Firstly, I don't think I made it clear that, strictly speaking, what I was attempting to do was more typology than allegory. Now, that isn't that big a deal, I grant, as typology is a species of allegory- the difference being that typology is rooted historically because the types are drawn from the history of Israel and linked to later events, usually in Jesus' lifetime. Thus, the earlier event is seen as predicting and preparing the way for the much more significant later event. Thus, the blood of the lamb in Passover is a type of Jesus' blood shed on the cross or Moses extending his arms during the battle against the Amalkites (Exodus 17, 8-15) is a type of Jesus on the cross. The type is, in this sense, a dim reflection of the later event which is, usually, associated with the life of Christ. However, there is a contextual similarity. In the context of the blood of lamb type, the contextual similarity which seems meant is that of sacrifice through blood leading to salvation (of Israel and of the world). In the context of the Moses example, it is that of suffering leading to victory (again, Israel against the real threat of the Amalkites in the first case and people (especially of God) against the forces of evil in the world).
The distinguishing mark between typology and allegory is that typology relies on history rather more than allegory. Allegory is, ultimately, ahistorical, while typology keeps a two-fold sense to history- the event itself is what it is, but it has a hidden significance which only comes to light later, after the coming of Jesus. This, I think, connects to my point about reading the OT in Christian eyes because the type can only be detected in retrospect, when the event it connects to, actually happens. In this case, this is the life of Christ.
A second and more important point in this connection is that my discussion of the typology in Joshua was, in fact, incomplete. I think there is a modified typology between Exodus and Joshua, as I argued, but I didn't try to extend that to what I think the real referent is- Jesus. The fact that the Exodus story was widely considered a type for Jesus and his relationship with the Church (as Israel) suggests that such a connection is essential for understanding this passage and may explain why Jim protested the anagogical level as much as he did as it did kind of come from nowhere. However, if we see in the Exodus story and the wanderings of the Jews in the wilderness as a type of the Church's sojourn in the world, the types will make better sense in a Christian interpretation. I think I've made the link to the Passover story more explicit, so the Rahab story may be considered a secondary type because the red string is intended to recall the blood of the lamb which is, as we observed above, is a type of Jesus' blood. So, the two OT stories share the same typological referent- Jesus' blood and its saving power. This would hold true of the crossing of the Jordon and the crossing of the Red Sea as a type of baptism, especially previewed by Jesus. I'll have to think more on the other parallels, but I think you see where I'm going with this.

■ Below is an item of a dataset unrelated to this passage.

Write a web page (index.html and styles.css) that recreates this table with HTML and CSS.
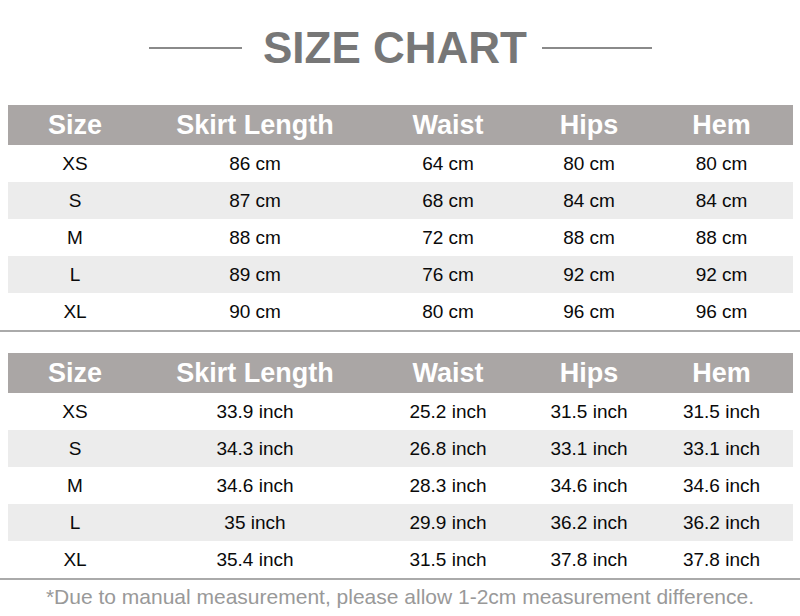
FILE: index.html
```html
<!DOCTYPE html>
<html>
<head>
<meta charset="utf-8">
<link rel="stylesheet" href="styles.css">
</head>
<body>
<div class="page">
  <header class="title-bar">
    <span class="rule rule-left"></span>
    <h1 class="title">SIZE CHART</h1>
    <span class="rule rule-right"></span>
  </header>

  <section class="chart chart-cm">
    <div class="row head"><div>Size</div><div>Skirt Length</div><div>Waist</div><div>Hips</div><div>Hem</div></div>
    <div class="row"><div>XS</div><div>86 cm</div><div>64 cm</div><div>80 cm</div><div>80 cm</div></div>
    <div class="row alt"><div>S</div><div>87 cm</div><div>68 cm</div><div>84 cm</div><div>84 cm</div></div>
    <div class="row"><div>M</div><div>88 cm</div><div>72 cm</div><div>88 cm</div><div>88 cm</div></div>
    <div class="row alt"><div>L</div><div>89 cm</div><div>76 cm</div><div>92 cm</div><div>92 cm</div></div>
    <div class="row"><div>XL</div><div>90 cm</div><div>80 cm</div><div>96 cm</div><div>96 cm</div></div>
  </section>
  <div class="divider"></div>

  <section class="chart chart-inch">
    <div class="row head"><div>Size</div><div>Skirt Length</div><div>Waist</div><div>Hips</div><div>Hem</div></div>
    <div class="row"><div>XS</div><div>33.9 inch</div><div>25.2 inch</div><div>31.5 inch</div><div>31.5 inch</div></div>
    <div class="row alt"><div>S</div><div>34.3 inch</div><div>26.8 inch</div><div>33.1 inch</div><div>33.1 inch</div></div>
    <div class="row"><div>M</div><div>34.6 inch</div><div>28.3 inch</div><div>34.6 inch</div><div>34.6 inch</div></div>
    <div class="row alt"><div>L</div><div>35 inch</div><div>29.9 inch</div><div>36.2 inch</div><div>36.2 inch</div></div>
    <div class="row"><div>XL</div><div>35.4 inch</div><div>31.5 inch</div><div>37.8 inch</div><div>37.8 inch</div></div>
  </section>
  <div class="divider"></div>

  <p class="note">*Due to manual measurement, please allow 1-2cm measurement difference.</p>
</div>
</body>
</html>
```

FILE: styles.css
```css
html, body {
  margin: 0;
  padding: 0;
  background: #ffffff;
}

.page {
  width: 800px;
  height: 616px;
  overflow: hidden;
  font-family: "Liberation Sans", Arial, sans-serif;
}

.title-bar {
  height: 105px;
  display: flex;
  align-items: center;
  padding-left: 149px;
  box-sizing: border-box;
  padding-bottom: 10px;
}

.rule {
  display: block;
  height: 2px;
  background: #8a8a8a;
}

.rule-left {
  width: 93px;
  margin-right: 21px;
}

.rule-right {
  width: 110px;
  margin-left: 15px;
}

.title {
  margin: 0;
  font-size: 44px;
  font-weight: bold;
  color: #777777;
  line-height: 1;
}

.chart {
  margin-left: 8px;
  width: 785px;
}

.row {
  display: grid;
  grid-template-columns: 134px 226px 160px 122px 143px;
  height: 37px;
  align-items: center;
  text-align: center;
  font-size: 19px;
  color: #0a0a0a;
}

.row.alt {
  background: #ececec;
}

.row.head {
  height: 40px;
  background: #aaa6a5;
  color: #ffffff;
  font-weight: bold;
  font-size: 27px;
}

.divider {
  height: 2px;
  background: #aaaaaa;
}

.chart-inch {
  margin-top: 21px;
}

.note {
  margin: 0;
  height: 36px;
  line-height: 34px;
  text-align: center;
  font-size: 21px;
  color: #999999;
}
```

My last point is a rather more theological point and one that I think Jim may have problems with. Ultimately, Jim's concern about my anagogical exegesis will probably not be solved by the more full explanation of my allegorical method. I say this because the core of the concern is that I'm reading in meanings which are inconsistent to the meanings intended by the author and remembered by the community addressed by these writings. In a sense, he is right because central to my application of typology to this (or any text) is a suggestion that there is a layer of meaning which the original writers did not understand fully and which we, as Christians, do. That is, we are forced, as Christians, in light of Jesus' life and teaching, to read the Bible quite differently than the original Jewish writers and readers did. In that sense, we are committed to an eisegesis because we are, frankly, reading in the story of Christ into the story of Israel in the firm belief that the story of Israel was meant as a way of previewing and preparing for the salvation of story implicit in Jesus' life, death and resurrection.
So, this begs the question of which reading should we privilege and here we come to precisely where Jim and I are in disagreement. Jim rightly points out that the original intent of the text is more consistent with a Jewish/historical reading. While I agree that this is the original intent and we need to pay strict attention to it, I'm arguing that a second, hidden level of meaning which is deeply Christocentric is key to fully understanding the passage. I am, of course, opening a huge exegetical can of worms here because issues like who decides on a valid allegorical/typological meaning, what to do about the spectre of supersessionism implicit in patristic allegory/typology and what to do about history to name just a few issues before us. Yet, the promise of this kind of patristic reading to get us away from the narrow-minded literalism (in both its conservative and liberal incarnations) characteristic of the current series of church wars as well as help us to understand the OT more fully.
As always, comments and criticisms are welcome.